布ナプキンブランド「touta.(トゥータ)」
レポート
2008.12.29
カルチャー|CULTURE

布ナプキンブランド「touta.(トゥータ)」

布ナプキンをきっかけに、循環型社会について考える。

デザイナーのユーゴさん
 「布ナプキン」をご存じだろうか。布製の、洗って繰り返し使う生理用ナプキンのことである。使い捨てが当然と誰もが思っているナプキンだが、ここ1、2年「布ナプ」が急速に広まり、オリジナルを製作するメーカーや、扱うショップが増えてきた。「一度使ったらやめられない」「生理が軽くなった」「生理じゃないときもつけていたい」と、賞賛の声も聞く。しかし未体験者には謎の領域で、使うには高いハードルがあると感じられるのも事実。オーガニックコットンやアンティークの布でひときわお洒落な布ナプキンを制作販売している「トゥータ.」を取材した。

 リメイクの子ども服などを作っていた「トゥータ.」の主宰者ユーゴさんが布ナプキンを知ったのは、ベストセラー『買ってはいけない』である。そのときは「ありえない、気持ち悪い」という、一般的な感想しかなかったという。が、自分に子どもができて食品や身につけるものの安全性を考えるようになり、同時に子ども服ビジネスが行き詰まり、何か新しいものをと思ったとき、思い浮かんだのが、布ナプキンだった。今から5年ほど前で、まだあまり普及していなかった頃だが、いくつか取り寄せ使ってみると、そのよさに驚いたという。是非これを広めたいと思い、制作販売に踏み切った。まわりにいるお洒落な人に使ってもらいたいと、インディーズマガジン「mother dictionary(マザー・ディクショナリー)」で連載をしたり、モニター調査をしながら、布やデザインにこだわった製品を作っていった。今ではネットで販売するほか、エコロジー関係のイベントや野外フェス、ショップに卸すなど、販売網も広がっている。

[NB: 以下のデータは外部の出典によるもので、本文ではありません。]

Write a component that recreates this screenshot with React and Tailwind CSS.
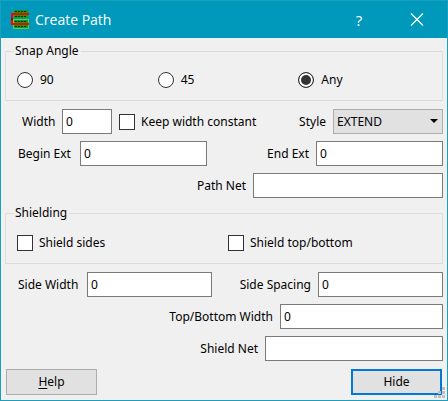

 実際に布ナプキンを見せてもらうと、ただの四角い布だったり、スナップがついた丸い布で、たたんであてる、スナップでショーツをくるむ、といったシンプルなつくり。立体裁断やら羽やらギャザーやらで複雑になっている紙ナプキンとは全く異なる。これで大丈夫なのかと思うが、

「布はまっすぐに浸透するので、伝い漏れがないんです。防水のビニールや吸収剤のポリマーなどケミカルのものがないので、ムレやかぶれ、においもありません」と、ユーゴさん。漏れ防止の機能が独特の不快感につながっている、ということである。肌に触れる部分はオーガニックコットンを使用しているので刺激も少ない。確かにそれは魅力的、使ってみたい気もしてくる。

 しかしもうひとつの壁は、やはり使用後の処理。洗って使うことに二の足を踏む人は多いだろう。トゥータでは専用の洗剤、「セスキウォッシュ」(セスキ炭酸ソーダ。重曹の粒子の細かいもの)や蓋付きのホーローバケツも販売している。手洗い、つけ置き洗いで、汚れは完璧に落ちるそうだ。外出の際は、ジップ付ビニール袋に入れて持ち帰っているとか。「思ったほど手間ではない」し、大量のゴミを出す罪悪感がなくなったことが大きいという。
 
 さらにトゥータ.では、「ナプキン循環プロジェクト」と銘打ち、廃材生地を回収し、布ナプキンにリメイクする、という試みを開始した。眠っていた生地を再利用し、繰り返し使う布ナプにという、まさに循環型社会にふさわしいシステムだ。

「見た目もかわいく気持ちのいい物を使って、ゴミも減らせる。生理のことを「ブルーデイ」というけれど、こうすればハッピーデイになると思うんです」との言葉に共感を覚える女性も多いのではないだろうか。

 ちょうど今秋から、無印良品でもネットストア限定で布ナプキンシリーズの販売が開始された。もはや一部の愛好者だけのものではなく、もしかしたら密かなムーブメントになるかもしれない、という予感もする。